There were 60 (34 female and 26 male) smallholder participants in the workshop, which was held on 28 February 2020 in the Durmon village, Karakul district, Bukhara region. There were 75 (33 female and male) smallholders who participated in the workshop held on 29 February 2020 in the Chuya village, Nurata district, Navoiy region.
The participants farmers obtained information on the package of practices on the cultivation of 18 improved varieties of 15 vegetable crops. The interactive training session allowed the participants to learn about the technology of cultivating vegetable crops to obtain high yields.
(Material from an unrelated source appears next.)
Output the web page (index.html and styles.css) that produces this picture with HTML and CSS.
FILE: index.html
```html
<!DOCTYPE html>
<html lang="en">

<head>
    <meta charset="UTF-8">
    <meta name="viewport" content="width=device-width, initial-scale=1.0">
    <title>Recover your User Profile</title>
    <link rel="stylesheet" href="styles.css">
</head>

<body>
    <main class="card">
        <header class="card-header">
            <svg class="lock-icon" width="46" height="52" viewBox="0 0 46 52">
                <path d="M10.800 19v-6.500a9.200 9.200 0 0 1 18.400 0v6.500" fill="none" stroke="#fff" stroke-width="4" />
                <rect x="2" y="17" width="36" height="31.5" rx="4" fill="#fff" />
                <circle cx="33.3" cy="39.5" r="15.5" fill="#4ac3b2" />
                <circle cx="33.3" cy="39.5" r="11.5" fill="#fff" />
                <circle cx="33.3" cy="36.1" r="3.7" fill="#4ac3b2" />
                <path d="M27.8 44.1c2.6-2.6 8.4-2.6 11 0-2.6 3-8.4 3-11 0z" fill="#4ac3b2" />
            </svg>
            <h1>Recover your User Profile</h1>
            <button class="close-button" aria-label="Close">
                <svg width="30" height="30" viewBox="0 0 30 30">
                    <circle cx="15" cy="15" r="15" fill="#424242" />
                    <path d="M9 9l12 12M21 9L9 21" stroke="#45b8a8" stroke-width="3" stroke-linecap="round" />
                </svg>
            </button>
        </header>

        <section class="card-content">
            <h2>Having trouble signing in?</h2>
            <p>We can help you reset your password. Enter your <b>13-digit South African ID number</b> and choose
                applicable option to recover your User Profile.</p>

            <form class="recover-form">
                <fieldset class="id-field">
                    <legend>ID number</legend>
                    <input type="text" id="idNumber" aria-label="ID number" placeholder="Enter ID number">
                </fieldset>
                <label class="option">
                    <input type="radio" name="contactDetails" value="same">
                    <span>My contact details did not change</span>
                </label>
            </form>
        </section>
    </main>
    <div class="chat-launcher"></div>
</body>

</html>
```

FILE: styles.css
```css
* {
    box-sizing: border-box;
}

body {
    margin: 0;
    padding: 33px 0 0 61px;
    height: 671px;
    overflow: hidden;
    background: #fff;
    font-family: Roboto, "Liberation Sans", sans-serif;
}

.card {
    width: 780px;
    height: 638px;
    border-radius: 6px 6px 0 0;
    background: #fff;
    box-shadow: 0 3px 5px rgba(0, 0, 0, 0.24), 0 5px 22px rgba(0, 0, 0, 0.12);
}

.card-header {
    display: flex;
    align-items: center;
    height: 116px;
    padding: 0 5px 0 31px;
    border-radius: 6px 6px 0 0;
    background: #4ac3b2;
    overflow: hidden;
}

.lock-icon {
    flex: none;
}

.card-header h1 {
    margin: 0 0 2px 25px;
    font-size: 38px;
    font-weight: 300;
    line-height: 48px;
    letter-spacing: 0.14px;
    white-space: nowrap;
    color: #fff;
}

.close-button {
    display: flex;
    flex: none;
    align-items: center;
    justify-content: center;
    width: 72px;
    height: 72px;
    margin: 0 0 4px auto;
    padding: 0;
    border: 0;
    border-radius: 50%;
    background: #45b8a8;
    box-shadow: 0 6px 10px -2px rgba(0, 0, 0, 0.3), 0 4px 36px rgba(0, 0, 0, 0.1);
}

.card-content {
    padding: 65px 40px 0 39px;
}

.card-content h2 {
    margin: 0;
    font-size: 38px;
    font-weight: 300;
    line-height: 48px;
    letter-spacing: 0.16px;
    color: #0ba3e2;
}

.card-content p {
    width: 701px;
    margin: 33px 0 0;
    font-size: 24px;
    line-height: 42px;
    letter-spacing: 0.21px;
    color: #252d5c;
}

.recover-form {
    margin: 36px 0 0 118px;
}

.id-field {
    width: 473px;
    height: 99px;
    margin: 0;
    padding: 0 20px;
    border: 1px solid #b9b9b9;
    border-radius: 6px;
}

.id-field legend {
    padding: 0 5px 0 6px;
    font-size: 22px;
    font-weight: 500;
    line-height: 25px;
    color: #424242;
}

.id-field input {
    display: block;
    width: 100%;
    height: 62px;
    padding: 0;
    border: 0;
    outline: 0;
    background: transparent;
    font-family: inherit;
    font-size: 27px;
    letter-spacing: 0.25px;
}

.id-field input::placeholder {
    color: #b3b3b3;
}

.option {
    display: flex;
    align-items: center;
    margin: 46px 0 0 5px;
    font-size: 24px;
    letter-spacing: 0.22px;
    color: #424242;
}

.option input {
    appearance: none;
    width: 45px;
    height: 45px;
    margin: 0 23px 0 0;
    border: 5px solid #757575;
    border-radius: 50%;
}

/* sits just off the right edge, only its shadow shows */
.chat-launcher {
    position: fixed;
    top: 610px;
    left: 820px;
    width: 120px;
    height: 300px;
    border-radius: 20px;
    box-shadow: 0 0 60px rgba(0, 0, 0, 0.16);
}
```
In particular, the discussion was held on the methods of growing high-quality seedlings and early production of vegetables using low-cost greenhouses with drip irrigation systems in household plots to increase food security in regions.
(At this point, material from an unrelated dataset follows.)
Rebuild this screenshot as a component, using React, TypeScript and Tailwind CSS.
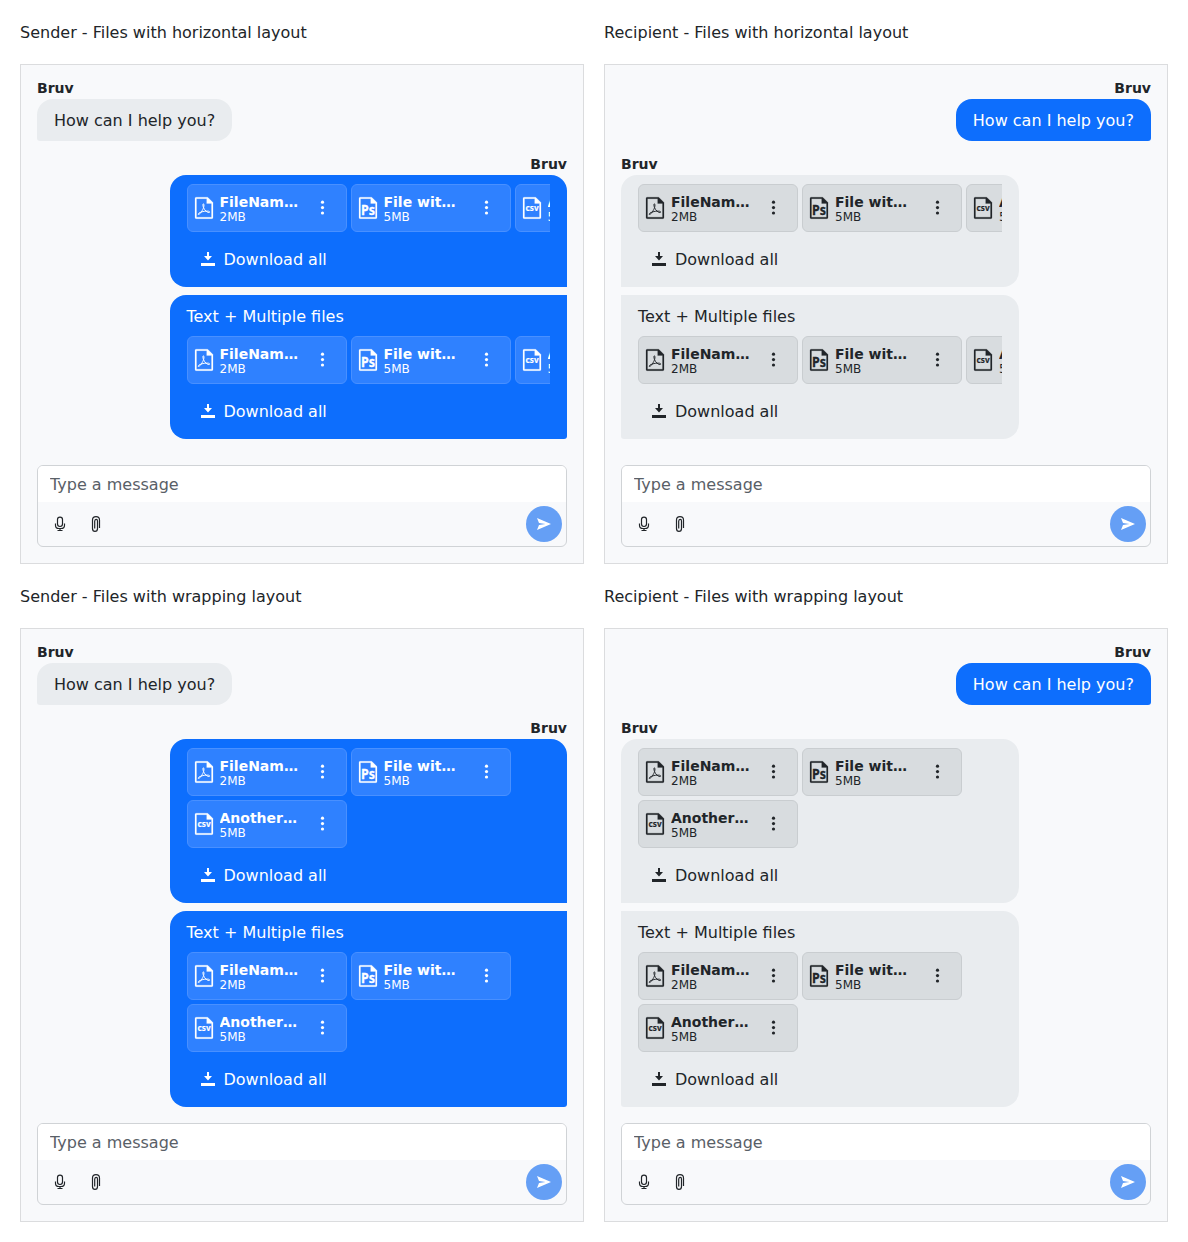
import React from 'react';

type Kind = 'pdf' | 'ps' | 'csv';

const files: { kind: Kind; name: string; size: string }[] = [
  { kind: 'pdf', name: 'FileName.pdf', size: '2MB' },
  { kind: 'ps', name: 'File with long name.psd', size: '5MB' },
  { kind: 'csv', name: 'AnotherFile.csv', size: '5MB' },
];

function FileIcon({ kind }: { kind: Kind }) {
  return (
    <svg className="size-6 shrink-0" viewBox="0 0 24 24" fill="currentColor">
      <path
        fillRule="evenodd"
        stroke="currentColor"
        strokeWidth="0.2"
        d="M4.2 1.2H15.7L21 6.5V21.4Q21 22.7 19.7 22.7H4.3Q3 22.7 3 21.4V2.5Q3 1.2 4.2 1.2ZM4.5 2.7V21.2H19.5V7.5H14.7V2.7Z"
      />
      {kind === 'pdf' && (
        <path
          d="M11.400 7.800C10.700 7.800 10.800 9.600 11.500 11.600C12.500 14 15 16.600 16.900 16.600C18 16.600 18 15.400 16.500 15.200C14 14.900 10.500 15.400 8 16.500C6.200 17.300 5.700 18.500 6.500 18.500C8 18.500 10.800 14 11.600 11.500C12.100 9.600 12.100 7.900 11.400 7.800Z"
          fill="none"
          stroke="currentColor"
          strokeWidth="0.95"
        />
      )}
      {kind === 'ps' && (
        <text x="5" y="19.200" textLength="14" lengthAdjust="spacingAndGlyphs" stroke="currentColor" strokeWidth="0.3" className="font-['Noto_Sans'] text-[14.5px] font-bold">
          Ps
        </text>
      )}
      {kind === 'csv' && (
        <text x="5.600" y="14.600" textLength="13" lengthAdjust="spacingAndGlyphs" stroke="currentColor" strokeWidth="0.15" className="font-['Noto_Sans'] text-[8.5px] font-bold">
          csv
        </text>
      )}
    </svg>
  );
}

function FileCard({ kind, name, size, own }: { kind: Kind; name: string; size: string; own: boolean }) {
  return (
    <li
      className={`flex h-12 w-40 shrink-0 items-center rounded-md border px-1 ${
        own ? 'border-[#4990ff] bg-[#2f81ff]' : 'border-[#c9cdd0] bg-[#d8dcdf]'
      }`}
    >
      <FileIcon kind={kind} />
      <div className="ml-1 w-20 shrink-0 pt-px">
        <div className="truncate text-sm leading-[17px] font-bold">{name}</div>
        <div className="text-xs leading-[13px]">{size}</div>
      </div>
      <button className="ml-[15px] flex size-4 items-center justify-center">
        <svg className="size-4" viewBox="0 0 16 16" fill="currentColor">
          <circle cx="7.500" cy="2.200" r="1.600" />
          <circle cx="7.500" cy="7.600" r="1.600" />
          <circle cx="7.500" cy="13" r="1.600" />
        </svg>
      </button>
    </li>
  );
}

function FilesBubble({ own, wrap, text, shape }: { own: boolean; wrap: boolean; text?: string; shape: string }) {
  return (
    <div
      className={`w-3/4 px-[17px] py-[9px] ${shape} ${
        own ? 'self-end bg-[#0d6efd] text-white' : 'bg-[#e9ecef] text-[#212529]'
      }`}
    >
      {text && <p className="mb-2 h-6 leading-[26px]">{text}</p>}
      <ul className={`flex gap-1 overflow-hidden ${wrap ? 'flex-wrap' : ''}`}>
        {files.map((f) => (
          <FileCard key={f.kind} {...f} own={own} />
        ))}
      </ul>
      <button className="mt-2 flex h-[38px] items-center gap-2 px-[13px]">
        <svg className="size-4" viewBox="0 0 16 16" fill="currentColor">
          <path d="M7 1h2v4h3L8 9.500 4 5h3ZM1 12h14v3H1Z" />
        </svg>
        <span className="h-6 leading-[26px]">Download all</span>
      </button>
    </div>
  );
}

function PromptBox() {
  return (
    <div className="flex h-[82px] flex-col overflow-hidden rounded-md border border-[#d0d3d6]">
      <input
        className="h-9 w-full bg-white px-3 outline-none placeholder:text-[#596067] placeholder:opacity-100"
        placeholder="Type a message"
      />
      <div className="flex flex-1 items-center px-1">
        <button className="flex size-9 items-center justify-center">
          <svg className="size-4" viewBox="0 0 16 16" fill="none" stroke="currentColor" strokeWidth="1.2">
            <rect x="5.500" y="1.200" width="5" height="9.300" rx="2.400" />
            <path d="M3.500 7.500v1.700q0 3.300 3.500 3.300h2q3.500 0 3.500-3.300V7.500M8 12.500v2M5.500 14.500h5" />
          </svg>
        </button>
        <button className="flex size-9 items-center justify-center">
          <svg className="size-4" viewBox="0 0 16 16" fill="none" stroke="currentColor" strokeWidth="1.200">
            <path d="M11.500 12V4q0-3.400-3.500-3.400T4.500 4v8.500q0 2.900 2.500 2.900t2.500-2.900V5q0-1.600-1.250-1.600T6.700 5v7.500" />
          </svg>
        </button>
        <button className="ml-auto flex size-9 items-center justify-center rounded-full bg-[#659ff5] text-white">
          <svg className="size-4" viewBox="0 0 16 16" fill="currentColor">
            <path d="M1 2 15 8 1 14 3 9 9.500 8 3 7Z" />
          </svg>
        </button>
      </div>
    </div>
  );
}

function Chat({ title, sender, wrap }: { title: string; sender: boolean; wrap: boolean }) {
  const height = wrap ? 'h-[594px]' : 'h-[500px]';
  return (
    <section className="flex flex-col gap-5">
      <h2 className="h-6 leading-[26px]">{title}</h2>
      <div className={`flex flex-col border border-[#dbdcde] bg-[#f8f9fb] px-4 pt-[13px] pb-4 ${height}`}>
        <div className={`flex flex-col ${sender ? 'items-start' : 'items-end'}`}>
          <div className="text-sm leading-[21px] font-bold">Bruv</div>
          <div
            className={`h-[42px] rounded-2xl px-[17px] py-[9px] leading-[26px] ${
              sender ? 'rounded-bl-[3px] bg-[#e9ecef]' : 'rounded-br-[3px] bg-[#0d6efd] text-white'
            }`}
          >
            How can I help you?
          </div>
        </div>
        <div className="mt-[13px] flex flex-1 flex-col">
          <div className={`text-sm leading-[21px] font-bold ${sender ? 'text-right' : ''}`}>Bruv</div>
          <div className="flex flex-col gap-2">
            <FilesBubble own={sender} wrap={wrap} shape={sender ? 'rounded-2xl rounded-br-none' : 'rounded-2xl rounded-bl-none'} />
            <FilesBubble
              own={sender}
              wrap={wrap}
              text="Text + Multiple files"
              shape={sender ? 'rounded-2xl rounded-tr-none rounded-br-[3px]' : 'rounded-2xl rounded-tl-none rounded-bl-[3px]'}
            />
          </div>
        </div>
        <PromptBox />
      </div>
    </section>
  );
}

export default function App() {
  return (
    <main className="grid h-[1242px] grid-cols-2 content-start gap-5 bg-white p-5 font-['DejaVu_Sans',sans-serif] text-base text-[#212529]">
      <Chat title="Sender - Files with horizontal layout" sender wrap={false} />
      <Chat title="Recipient - Files with horizontal layout" sender={false} wrap={false} />
      <Chat title="Sender - Files with wrapping layout" sender wrap />
      <Chat title="Recipient - Files with wrapping layout" sender={false} wrap />
    </main>
  );
}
The representatives of the district khokimiyats (administrative office), village councils, the mahalla and women’s committees, farmers, specialists and scientists, and media representatives took part in the abovementioned workshops.
Besides technical presentations on vegetable production, information booklets and brochures on vegetable production technology and 18 sets of vegetable seeds were distributed to the participants. The seed packets of vegetable crops included tomato, sweet pepper, eggplant, cabbage, cucumber, carrot, onion, summer squash, red beet, turnip, radish, coriander, dill, melon, and pumpkin.
The participants visited the FAO-funded greenhouse in both sites to learn about raising vegetable seedlings during the winter months for early spring planting in the field. Early planted vegetable crops mature before the onset of extreme high summer temperatures under the desert climate.